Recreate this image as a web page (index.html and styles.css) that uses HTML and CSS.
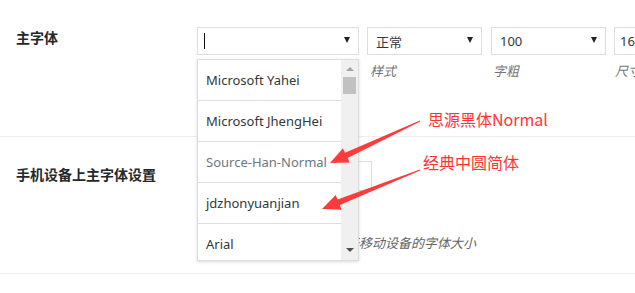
FILE: index.html
```html
<!DOCTYPE html>
<html lang="zh-CN">
<head>
    <meta charset="UTF-8">
    <title>字体设置</title>
    <link rel="stylesheet" href="styles.css">
</head>
<body>
    <div class="settings">
        <div class="row">
            <div class="row-label">主字体</div>
            <div class="row-field">
                <div class="font-controls">
                    <div class="field field-family">
                        <div class="select select-family">
                            <span class="text-cursor"></span>
                            <span class="arrow"></span>
                        </div>

                        <!-- 打开状态的字体下拉菜单 -->
                        <div class="dropdown">
                            <ul class="dropdown-list">
                                <li>Microsoft Yahei</li>
                                <li>Microsoft JhengHei</li>
                                <li class="muted">Source-Han-Normal</li>
                                <li>jdzhonyuanjian</li>
                                <li>Arial</li>
                            </ul>
                            <div class="scrollbar">
                                <span class="scroll-up"></span>
                                <span class="scroll-thumb"></span>
                                <span class="scroll-down"></span>
                            </div>
                        </div>
                    </div>
                    <div class="field field-style">
                        <div class="select"><span>正常</span><span class="arrow"></span></div>
                        <div class="hint">样式</div>
                    </div>
                    <div class="field field-weight">
                        <div class="select"><span>100</span><span class="arrow"></span></div>
                        <div class="hint">字粗</div>
                    </div>
                    <div class="field field-size">
                        <div class="select"><span>16</span></div>
                        <div class="hint">尺寸</div>
                    </div>
                </div>
            </div>
        </div>

        <div class="row">
            <div class="row-label">手机设备上主字体设置</div>
            <div class="row-field row-field-mobile">
                <div class="select select-mobile"></div>
                <div class="desc">于移动设备的字体大小</div>
            </div>
        </div>
    </div>

    <!-- 截图上的红色标注 -->
    <div class="annotations">
        <svg class="arrows" width="635" height="293" viewBox="0 0 635 293">
            <polygon points="420.2,121.5 347.6,158.1 349.7,162.6 330,163 342.9,148.2 345.0,152.7 419.8,120.5" />
            <polygon points="420.2,170.5 339.8,205.1 341.7,209.7 322,209 335.7,194.9 337.6,199.5 419.8,169.5" />
        </svg>
        <div class="note note-first">思源黑体Normal</div>
        <div class="note note-second">经典中圆简体</div>
    </div>
</body>
</html>
```

FILE: styles.css
```css
body {
    margin: 0;
    padding: 0;
    background: #ffffff;
    font-family: 'Noto Sans', 'Noto Sans CJK SC', sans-serif;
    color: #32373c;
    overflow: hidden;
    position: relative;
    width: 635px;
    height: 293px;
}

.settings {
    display: flex;
    flex-direction: column;
}

.row {
    display: flex;
    height: 136px;
    border-bottom: 1px solid #eeeeee;
}

.row-label {
    width: 181px;
    flex-shrink: 0;
    padding: 27px 0 0 16px;
    font-size: 14px;
    line-height: 20px;
    font-weight: bold;
    color: #23282d;
    font-family: 'Noto Sans CJK SC', sans-serif;
}

.row-field {
    padding-top: 27px;
    flex-shrink: 0;
}

.row-field-mobile {
    padding-top: 24px;
}

.font-controls {
    display: flex;
    gap: 8px;
}

.field {
    position: relative;
    display: flex;
    flex-direction: column;
}

.select {
    box-sizing: border-box;
    height: 28px;
    border: 1px solid #dddddd;
    display: flex;
    align-items: center;
    padding: 0 8px;
    font-size: 13px;
    background: #ffffff;
}

.select .arrow {
    margin-left: auto;
    width: 0;
    height: 0;
    border-left: 3.5px solid transparent;
    border-right: 3.5px solid transparent;
    border-top: 6px solid #222222;
    margin-top: -2px;
}

.select-family {
    width: 162px;
    padding-left: 6px;
    padding-right: 8px;
}

.text-cursor {
    width: 1px;
    height: 16px;
    background: #111111;
}

.field-style .select,
.field-weight .select {
    width: 115px;
}

.field-weight {
    margin-left: 1px;
}

.field-size .select {
    width: 60px;
    padding-left: 5px;
}

.hint {
    margin-top: 6px;
    padding-left: 3px;
    font-size: 13px;
    line-height: 20px;
    font-style: italic;
    color: #777777;
    font-family: 'Noto Sans CJK SC', sans-serif;
}

.field-weight .hint {
    padding-left: 2px;
}

.field-size .hint {
    padding-left: 1px;
}

.dropdown {
    position: absolute;
    top: 32px;
    left: 0;
    box-sizing: border-box;
    width: 162px;
    height: 202px;
    border: 1px solid #dddddd;
    box-shadow: 0 1px 3px rgba(0, 0, 0, 0.15);
    background: #ffffff;
    display: flex;
    overflow: hidden;
    z-index: 10;
}

.dropdown-list {
    list-style: none;
    margin: 0;
    padding: 0;
    width: 143px;
    flex-shrink: 0;
}

.dropdown-list li {
    height: 40px;
    line-height: 40px;
    border-bottom: 1px solid #dddddd;
    padding-left: 8px;
    font-size: 13px;
    color: #32373c;
    white-space: nowrap;
    overflow: hidden;
}

.dropdown-list li.muted {
    color: #6c7781;
}

.scrollbar {
    width: 17px;
    background: #f0f0f0;
    position: relative;
}

.scroll-up,
.scroll-down {
    position: absolute;
    left: 5px;
    width: 0;
    height: 0;
    border-left: 4px solid transparent;
    border-right: 4px solid transparent;
}

.scroll-up {
    top: 7px;
    border-bottom: 4px solid #a3a3a3;
}

.scroll-down {
    bottom: 8px;
    border-top: 4px solid #505050;
}

.scroll-thumb {
    position: absolute;
    top: 17px;
    left: 2px;
    width: 13px;
    height: 17px;
    background: #c1c1c1;
}

.select-mobile {
    width: 175px;
    height: 30px;
}

.desc {
    margin-top: 42px;
    margin-left: 149px;
    font-size: 13px;
    line-height: 20px;
    font-style: italic;
    color: #666666;
    white-space: nowrap;
    font-family: 'Noto Sans CJK SC', sans-serif;
}

.annotations {
    position: absolute;
    top: 0;
    left: 0;
    width: 635px;
    height: 293px;
    pointer-events: none;
    z-index: 20;
}

.arrows {
    position: absolute;
    top: 0;
    left: 0;
}

.arrows polygon {
    fill: #ff3c3c;
}

.note {
    position: absolute;
    font-size: 16px;
    line-height: 20px;
    color: #ff3333;
    font-family: 'Noto Sans CJK SC', sans-serif;
    white-space: nowrap;
}

.note-first {
    top: 109px;
    left: 428px;
}

.note-second {
    top: 152px;
    left: 423px;
}
```
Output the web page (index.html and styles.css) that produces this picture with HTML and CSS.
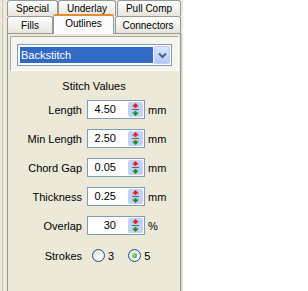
FILE: index.html
```html
<!DOCTYPE html>
<html>
    <head>
        <meta charset="utf-8" />
        <title>Outlines</title>
        <link rel="stylesheet" href="styles.css">
    </head>

    <body>
      <div id="fenetre">
        <div id="cadre">

            <div class="rangee arriere">
                <div class="onglet" id="special">Special</div>
                <div class="onglet" id="underlay">Underlay</div>
                <div class="onglet" id="pullcomp">Pull Comp</div>
            </div>
            <div class="rangee avant">
                <div class="onglet" id="fills">Fills</div>
                <div class="onglet actif" id="outlines">Outlines</div>
                <div class="onglet" id="connectors">Connectors</div>
            </div>

            <div id="page">
                <div id="zoneCombo">
                    <div class="combo">
                        <span class="choix">Backstitch</span>
                        <span class="fleche">
                            <svg width="9" height="7" viewBox="0 0 9 7"><path d="M1 1.5 L4.5 5 L8 1.5" fill="none" stroke="#4d6185" stroke-width="2"/></svg>
                        </span>
                    </div>
                </div>

                <div id="valeurs">
                    <p class="titre">Stitch Values</p>

                    <div class="grille">
                        <span class="etiquette">Length</span>
                        <div class="champ"><span class="nombre">4.50</span><span class="spin"></span></div>
                        <span class="unite">mm</span>

                        <span class="etiquette">Min Length</span>
                        <div class="champ"><span class="nombre">2.50</span><span class="spin"></span></div>
                        <span class="unite">mm</span>

                        <span class="etiquette">Chord Gap</span>
                        <div class="champ"><span class="nombre">0.05</span><span class="spin"></span></div>
                        <span class="unite">mm</span>

                        <span class="etiquette">Thickness</span>
                        <div class="champ"><span class="nombre">0.25</span><span class="spin"></span></div>
                        <span class="unite">mm</span>

                        <span class="etiquette">Overlap</span>
                        <div class="champ"><span class="nombre">30</span><span class="spin"></span></div>
                        <span class="unite">%</span>
                    </div>

                    <div class="traits">
                        <span class="etiquette">Strokes</span>
                        <span class="radio"></span><span class="chiffre">3</span>
                        <span class="radio coche"></span><span class="chiffre">5</span>
                    </div>
                </div>
            </div>

        </div>
      </div>
    </body>
</html>
```

FILE: styles.css
```css
body{
    margin: 0;
    background-color: white;
    font-family: "Liberation Sans", Arial, sans-serif;
    font-size: 11px;
    color: black;
}
#fenetre{
    width: 183px;
    height: 291px;
    padding-left: 2px;
    box-sizing: border-box;
    background-color: #ece9d8;
    overflow: hidden;
}
#cadre{
    height: 291px;
    border-left: 1px solid #c9c6b6;
    padding-left: 4px;
    box-sizing: border-box;
}

/* les onglets */
.rangee{
    display: flex;
    width: 174px;
}
.arriere{
    height: 16px;
}
.avant{
    height: 17px;
}
.onglet{
    border: 1px solid #919b9c;
    border-bottom: none;
    border-radius: 3px 3px 0 0;
    background: linear-gradient(#fffffe, #f0efea 60%, #e6e4db);
    text-align: center;
    font-size: 10px;
    padding-top: 1px;
    line-height: 14px;
    box-sizing: border-box;
}
.avant .onglet{
    line-height: 15px;
}
#special{ width: 51px; }
#underlay{ width: 58px; }
#pullcomp{ flex: 1; margin-left: 1px; }
#fills{ width: 46px; }
#outlines{ width: 61px; }
#connectors{ flex: 1; margin-left: 1px; }
.onglet.actif{
    position: relative;
    z-index: 1;
    margin-top: -2px;
    height: 20px;
    border-top: 2px solid #e68b2c;
    background: #fcfcfe;
    padding-top: 0;
    line-height: 15px;
}

/* la page */
#page{
    width: 174px;
    height: 258px;
    border: 1px solid #919b9c;
    border-bottom: none;
    box-shadow: 1px 0 0 #d6d3c6;
    box-sizing: border-box;
    padding-top: 2px;
}
#zoneCombo{
    margin: 0 1px 0 2px;
    border: 1px solid;
    border-color: #aca899 white white #aca899;
    background-color: #f5f4ef;
    padding: 7px 6px 4px 6px;
}
.combo{
    display: flex;
    height: 22px;
    border: 1px solid #7f9db9;
    background-color: white;
    box-sizing: border-box;
    padding: 2px 1px 2px 2px;
}
.choix{
    flex: 1;
    background-color: #316ac5;
    color: white;
    line-height: 16px;
    padding-left: 1px;
    margin-right: 1px;
}
.fleche{
    width: 16px;
    margin: -1px 0;
    border: 1px solid #bccdf7;
    border-radius: 2px;
    background: linear-gradient(#dbe6fd, #b5c9f6);
    display: flex;
    align-items: center;
    justify-content: center;
    box-sizing: border-box;
}

/* valeurs */
#valeurs{
    padding-top: 9px;
}
.titre{
    margin: 0 0 7px 0;
    text-align: center;
    line-height: 13px;
}
.grille{
    display: grid;
    grid-template-columns: 74px 58px auto;
    column-gap: 5px;
    row-gap: 10px;
    align-items: center;
}
.etiquette{
    text-align: right;
}
.champ{
    display: flex;
    height: 19px;
    border: 1px solid #7f9db9;
    background-color: white;
    box-sizing: border-box;
}
.nombre{
    flex: 1;
    text-align: right;
    padding-right: 11px;
    line-height: 17px;
}
.spin{
    width: 15px;
    margin: 1px;
    border-radius: 2px;
    background-color: #c3d3f8;
    background-image: url("data:image/svg+xml;utf8,<svg xmlns='http://www.w3.org/2000/svg' width='9' height='13' viewBox='0 0 9 13'><path d='M4.5 0 L8 3.5 L5.5 3.5 L5.5 5 L3.5 5 L3.5 3.5 L1 3.5 Z' fill='%23e02020'/><rect x='1' y='6' width='7' height='1' fill='%23606060'/><path d='M3.5 8 L5.5 8 L5.5 9.5 L8 9.5 L4.5 13 L1 9.5 L3.5 9.5 Z' fill='%23208a20'/></svg>");
    background-repeat: no-repeat;
    background-position: center;
}
.unite{
    margin-left: -2px;
}
.traits{
    display: flex;
    align-items: center;
    margin-top: 14px;
    height: 13px;
}
.traits .etiquette{
    width: 74px;
    margin-right: 10px;
}
.radio{
    width: 13px;
    height: 13px;
    border: 1px solid #1c5180;
    border-radius: 50%;
    box-sizing: border-box;
    background: radial-gradient(circle at 65% 65%, #fff, #dcd9cf);
    display: flex;
    align-items: center;
    justify-content: center;
}
.radio.coche::after{
    content: "";
    width: 5px;
    height: 5px;
    border-radius: 50%;
    background: radial-gradient(circle at 35% 35%, #8ee08e, #21a121);
}
.chiffre{
    margin-left: 3px;
    margin-right: 14px;
}
```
++++++++
* [Aim of the task]: Using the records above, gather all lines where the string "this" is present.

* [Right answer]:
Recreate this image as a web page (index.html and styles.css) that uses HTML and CSS.
Output the web page (index.html and styles.css) that produces this picture with HTML and CSS.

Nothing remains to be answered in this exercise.